From Chaos to Freedom, and Back

In praise of your fractal will


Lorenz

dx/dt = P(y – x)

Lorenz

dx/dt = P(y – x)

~ Edward Lorenz

Edward Lorenz (1917 – 2008) was a mathematician and meteorologist. He is remembered as a pioneer of chaos theory. One of the strange attractions of chaos theory is that it deals with things that are entirely deterministic and yet unpredictable. This is an important point because we tend to believe that what is caused deterministically is also predictable. In the world of chaos, you write relatively simple formulas that have recursive elements, and then let them run. What you find is interesting, even beautiful, patterns. You can enjoy them, but you can’t predict them.

The weather is chaotic in this technical, mathematical sense. Clouds are never quite the same. They move and change, never to be exactly repeated. Yet, they do not seem to be random (and they are not). Another of Lorenz’s favorites is breaking surf. It is always changing, yet it is always similar to itself, but never quite the same, and it is always beautiful. When answering the call of gravity, falling leaves and tumbling rocks cut chaotic paths. We know that they will go down, but the precise path is chaotic. Randomness, Lorenz suggests, is overrated. Much of what we consider random is really chaotic and our calling it random is a shortcut for the admission that we cannot predict the outcome.

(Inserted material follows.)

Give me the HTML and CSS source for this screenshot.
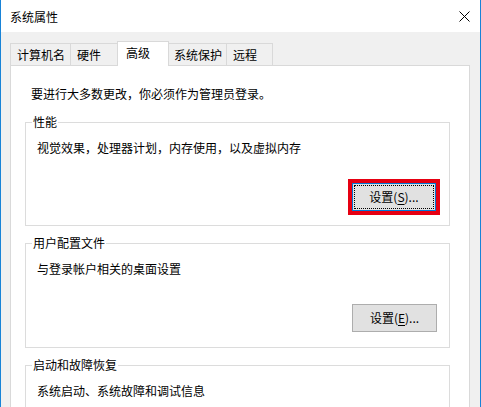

Tossing a coin is an example or chaos mistaken for randomness. The coin’s movement through the air is fully determined by the forces acting on it. A tiny change in any of these forces can alter the outcome. Lorenz emphasizes the potentially huge and unpredictable (and yet deterministic) effects of initial settings. The image of a butterfly flapping its wings in Mexico and thereby causing a tornado in Texas has become widely recognized.

butterfly

After making the case for chaos – and against linear (predictable) determinism and against pure randomness – Lorenz pauses and asks us “to consider the question of the free will of human beings, and perhaps other animate creatures” (Lorenz, 1993, p. 158). If there is free will, he writes, “our behavior is then a form of randomness in the broader sense; more than one thing is possible next” (p. 158). After two pages of contemplation, Lorenz concludes with a flourish:

“We must then wholeheartedly believe in free will. If free will is a reality, we shall have made the correct choice. If it is not, we shall still not have made an incorrect choice, because we shall not have made any choice at all, not having a free will to do so” (p. 160).

This is astonishing. After expanding the realm of chaos to cover most of nature, Lorenz concludes that the will is exempted from the grip of determinism. But what is its freedom? Quasi randomness? Why would chaos, which works so well to characterize business cycles, the jet stream, and the movement of the galaxy capitulate at the doorstep of human consciousness (and that of other animate creatures)? I think it does not, and that indeed Lorenz’s theory is a powerful model of mind. William James, in post-Heraclitean fashion, spoke of the stream of consciousness. The thoughts keep coming – seemingly out of nowhere – meander for a while – and then they are gone. Their movements are determined but not quite predictable (which makes them feel free). Indeed, it seems to me that the ebb and flow of consciousness – and the will that is part of it – is a particularly good case of chaos.

How could Lorenz so underestimate his own theory? Did he get scared of what he had wrought? I think that moral scruples caught up with him. In the realm of human behavior, he rejects determinism, and hence chaos. Here’s what he considers the scary part: “If it has already been determined that someone will commit a murder, then, by the same token, it has already been determined whether or not we shall punish him [sic], and there is nothing that we can do about it” (p. 159).

And your point being . . .?

Lorenz is exactly right. If crime is determined, so is punishment. So what? Must we assume that the criminal was free not to crime, so that we can assume that we are free (not) to punish? Is the reason to insist on the criminal’s free will that if we do not insist, we lose our own claim to free will? Is this not a supremely selfish argument? Again, the freedom of the will is already assumed. No argument is made; only a justification is sought. Logically, this is begging the question; morally, it is dubious.

Lorenz’s beautiful finale (“We must wholeheartedly. . .”) is not a proof either (and presumably not intended to be one). It is, instead, an example of Pascal’s prudential calculus. Much like Pascal did not prove the existence of god (only that it is clever to believe in her), Lorenz does not prove free will. Much as his book (The essence of chaos) is enlightening to read, his tangent on free will is – for lack of a better phrase – chaotic.

Lorenz, E. (1993). The essence of chaos. Seattle, WA: University of Washington Press.